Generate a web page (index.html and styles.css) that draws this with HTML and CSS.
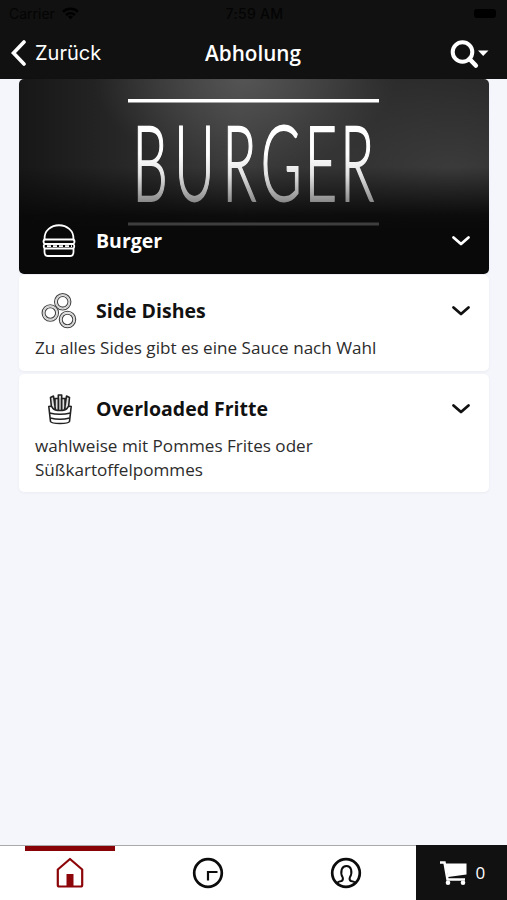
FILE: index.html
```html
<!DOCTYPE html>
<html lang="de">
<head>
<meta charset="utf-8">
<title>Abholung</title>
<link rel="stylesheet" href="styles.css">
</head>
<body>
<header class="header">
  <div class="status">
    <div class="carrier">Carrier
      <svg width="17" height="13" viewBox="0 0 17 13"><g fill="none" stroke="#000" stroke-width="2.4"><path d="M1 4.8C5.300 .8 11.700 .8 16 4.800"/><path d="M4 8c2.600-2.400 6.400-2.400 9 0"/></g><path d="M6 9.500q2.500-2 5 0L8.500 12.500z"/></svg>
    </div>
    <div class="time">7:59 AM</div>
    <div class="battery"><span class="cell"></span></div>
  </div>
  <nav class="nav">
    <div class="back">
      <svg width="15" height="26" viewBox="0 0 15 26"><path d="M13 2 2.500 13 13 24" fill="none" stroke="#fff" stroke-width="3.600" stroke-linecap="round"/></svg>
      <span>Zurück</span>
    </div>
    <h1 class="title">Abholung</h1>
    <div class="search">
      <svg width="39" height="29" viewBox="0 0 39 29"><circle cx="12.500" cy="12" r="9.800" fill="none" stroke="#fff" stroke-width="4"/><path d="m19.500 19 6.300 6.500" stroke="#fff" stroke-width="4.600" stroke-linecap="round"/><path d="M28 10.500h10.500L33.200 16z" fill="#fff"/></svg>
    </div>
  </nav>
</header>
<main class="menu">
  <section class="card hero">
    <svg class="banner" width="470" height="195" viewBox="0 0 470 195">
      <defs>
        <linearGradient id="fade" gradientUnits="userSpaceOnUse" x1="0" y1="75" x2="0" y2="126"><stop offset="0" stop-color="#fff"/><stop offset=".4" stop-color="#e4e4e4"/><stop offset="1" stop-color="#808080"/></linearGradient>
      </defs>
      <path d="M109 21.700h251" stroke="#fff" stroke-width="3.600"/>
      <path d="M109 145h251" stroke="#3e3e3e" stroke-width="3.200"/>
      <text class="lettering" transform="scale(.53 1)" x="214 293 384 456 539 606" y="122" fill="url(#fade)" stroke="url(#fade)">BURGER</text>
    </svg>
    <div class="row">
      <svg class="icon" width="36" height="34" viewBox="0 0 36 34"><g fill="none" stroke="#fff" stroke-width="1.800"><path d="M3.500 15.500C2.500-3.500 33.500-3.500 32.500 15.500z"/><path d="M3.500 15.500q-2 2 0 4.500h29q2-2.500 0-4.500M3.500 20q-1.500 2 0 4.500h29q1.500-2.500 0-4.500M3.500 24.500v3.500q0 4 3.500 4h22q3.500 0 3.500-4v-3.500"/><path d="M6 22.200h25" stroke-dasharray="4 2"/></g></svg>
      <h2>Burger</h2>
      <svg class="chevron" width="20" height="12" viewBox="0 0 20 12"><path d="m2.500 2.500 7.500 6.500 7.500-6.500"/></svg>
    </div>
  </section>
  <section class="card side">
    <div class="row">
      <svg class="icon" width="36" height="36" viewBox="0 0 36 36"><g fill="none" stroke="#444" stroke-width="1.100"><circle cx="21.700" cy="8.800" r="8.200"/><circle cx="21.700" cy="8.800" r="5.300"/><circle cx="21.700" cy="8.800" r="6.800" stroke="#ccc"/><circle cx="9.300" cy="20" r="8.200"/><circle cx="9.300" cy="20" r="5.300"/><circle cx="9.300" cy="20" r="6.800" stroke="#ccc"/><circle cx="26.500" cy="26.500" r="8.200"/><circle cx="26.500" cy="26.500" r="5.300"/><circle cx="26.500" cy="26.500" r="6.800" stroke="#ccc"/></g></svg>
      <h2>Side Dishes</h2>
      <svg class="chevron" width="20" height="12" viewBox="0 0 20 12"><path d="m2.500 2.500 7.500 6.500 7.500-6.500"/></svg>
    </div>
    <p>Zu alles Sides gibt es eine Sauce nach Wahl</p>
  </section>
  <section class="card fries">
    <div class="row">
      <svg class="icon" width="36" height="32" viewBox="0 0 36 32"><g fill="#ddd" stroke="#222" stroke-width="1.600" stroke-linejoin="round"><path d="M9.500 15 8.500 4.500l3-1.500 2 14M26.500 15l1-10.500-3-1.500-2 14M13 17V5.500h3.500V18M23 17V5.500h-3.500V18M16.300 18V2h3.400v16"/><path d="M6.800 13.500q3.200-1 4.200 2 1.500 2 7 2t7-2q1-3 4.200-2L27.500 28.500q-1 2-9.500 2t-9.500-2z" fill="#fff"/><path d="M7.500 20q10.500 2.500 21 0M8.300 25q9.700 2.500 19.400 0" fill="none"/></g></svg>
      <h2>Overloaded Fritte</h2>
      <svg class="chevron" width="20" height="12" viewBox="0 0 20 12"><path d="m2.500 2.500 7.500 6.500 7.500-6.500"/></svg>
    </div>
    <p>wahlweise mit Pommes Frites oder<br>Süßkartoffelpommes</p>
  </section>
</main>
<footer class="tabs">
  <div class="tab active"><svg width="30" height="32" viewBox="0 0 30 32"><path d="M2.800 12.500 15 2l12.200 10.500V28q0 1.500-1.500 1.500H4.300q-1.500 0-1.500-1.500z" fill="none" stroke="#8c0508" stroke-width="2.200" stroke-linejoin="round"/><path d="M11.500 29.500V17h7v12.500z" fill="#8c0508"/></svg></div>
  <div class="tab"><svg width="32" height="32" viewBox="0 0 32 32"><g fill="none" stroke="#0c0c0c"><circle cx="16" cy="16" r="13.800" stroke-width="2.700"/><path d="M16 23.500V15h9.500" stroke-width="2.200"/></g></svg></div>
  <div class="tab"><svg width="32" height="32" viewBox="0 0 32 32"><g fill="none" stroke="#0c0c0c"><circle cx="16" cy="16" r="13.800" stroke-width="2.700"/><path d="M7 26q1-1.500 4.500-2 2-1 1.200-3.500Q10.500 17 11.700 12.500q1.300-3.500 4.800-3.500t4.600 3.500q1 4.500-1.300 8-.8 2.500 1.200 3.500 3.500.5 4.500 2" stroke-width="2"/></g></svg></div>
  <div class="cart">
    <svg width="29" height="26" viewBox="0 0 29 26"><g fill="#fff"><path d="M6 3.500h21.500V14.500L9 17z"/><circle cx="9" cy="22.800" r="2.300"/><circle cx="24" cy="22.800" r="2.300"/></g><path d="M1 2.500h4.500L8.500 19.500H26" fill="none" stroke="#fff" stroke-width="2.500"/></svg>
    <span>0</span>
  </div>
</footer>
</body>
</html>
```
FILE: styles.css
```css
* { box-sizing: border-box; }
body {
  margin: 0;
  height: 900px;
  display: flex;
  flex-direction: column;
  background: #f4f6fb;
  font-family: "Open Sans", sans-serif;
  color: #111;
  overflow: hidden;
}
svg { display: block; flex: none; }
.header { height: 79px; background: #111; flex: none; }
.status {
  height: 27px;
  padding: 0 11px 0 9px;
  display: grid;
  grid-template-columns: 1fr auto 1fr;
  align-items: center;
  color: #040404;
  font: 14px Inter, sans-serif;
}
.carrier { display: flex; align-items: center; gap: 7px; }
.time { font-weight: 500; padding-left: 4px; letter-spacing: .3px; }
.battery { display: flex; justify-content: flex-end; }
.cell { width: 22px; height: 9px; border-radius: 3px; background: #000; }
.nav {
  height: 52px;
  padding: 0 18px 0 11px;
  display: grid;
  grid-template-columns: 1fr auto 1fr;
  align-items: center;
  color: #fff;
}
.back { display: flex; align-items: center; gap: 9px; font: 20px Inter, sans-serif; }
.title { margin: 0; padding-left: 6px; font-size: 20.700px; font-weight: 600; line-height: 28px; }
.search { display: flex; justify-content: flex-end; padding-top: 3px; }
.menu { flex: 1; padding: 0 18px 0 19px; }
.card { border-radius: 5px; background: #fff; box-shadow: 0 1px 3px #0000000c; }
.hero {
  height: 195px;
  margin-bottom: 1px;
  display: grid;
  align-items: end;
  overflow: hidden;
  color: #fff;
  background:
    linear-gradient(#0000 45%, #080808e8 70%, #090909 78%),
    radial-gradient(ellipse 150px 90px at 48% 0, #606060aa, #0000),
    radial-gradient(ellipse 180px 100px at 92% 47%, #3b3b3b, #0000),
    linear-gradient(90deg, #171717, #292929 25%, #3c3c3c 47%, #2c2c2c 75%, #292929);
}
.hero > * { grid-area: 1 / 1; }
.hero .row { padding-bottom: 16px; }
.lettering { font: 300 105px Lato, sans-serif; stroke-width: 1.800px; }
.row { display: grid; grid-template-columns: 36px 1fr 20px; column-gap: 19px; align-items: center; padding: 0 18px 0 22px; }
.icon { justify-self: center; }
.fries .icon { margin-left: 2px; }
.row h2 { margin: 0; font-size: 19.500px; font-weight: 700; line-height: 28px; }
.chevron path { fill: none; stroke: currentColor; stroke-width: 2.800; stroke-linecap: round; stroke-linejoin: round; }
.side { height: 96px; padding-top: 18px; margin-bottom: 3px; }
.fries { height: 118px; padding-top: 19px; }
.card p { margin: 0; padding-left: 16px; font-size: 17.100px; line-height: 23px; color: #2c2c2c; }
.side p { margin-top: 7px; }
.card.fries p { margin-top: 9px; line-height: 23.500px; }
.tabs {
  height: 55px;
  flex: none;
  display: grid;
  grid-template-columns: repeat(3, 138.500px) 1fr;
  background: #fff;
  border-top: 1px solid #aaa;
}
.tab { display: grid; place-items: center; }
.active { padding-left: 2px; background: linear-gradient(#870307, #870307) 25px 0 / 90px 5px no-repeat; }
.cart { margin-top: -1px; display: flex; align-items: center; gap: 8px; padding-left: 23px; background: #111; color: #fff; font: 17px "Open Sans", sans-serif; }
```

• • • •

• **TASK PROMPT**: Identify lines with the string "styles". Copy each one.

• **FINISHED EXERCISE**:
Generate a web page (index.html and styles.css) that draws this with HTML and CSS.
<link rel="stylesheet" href="styles.css">
FILE: styles.css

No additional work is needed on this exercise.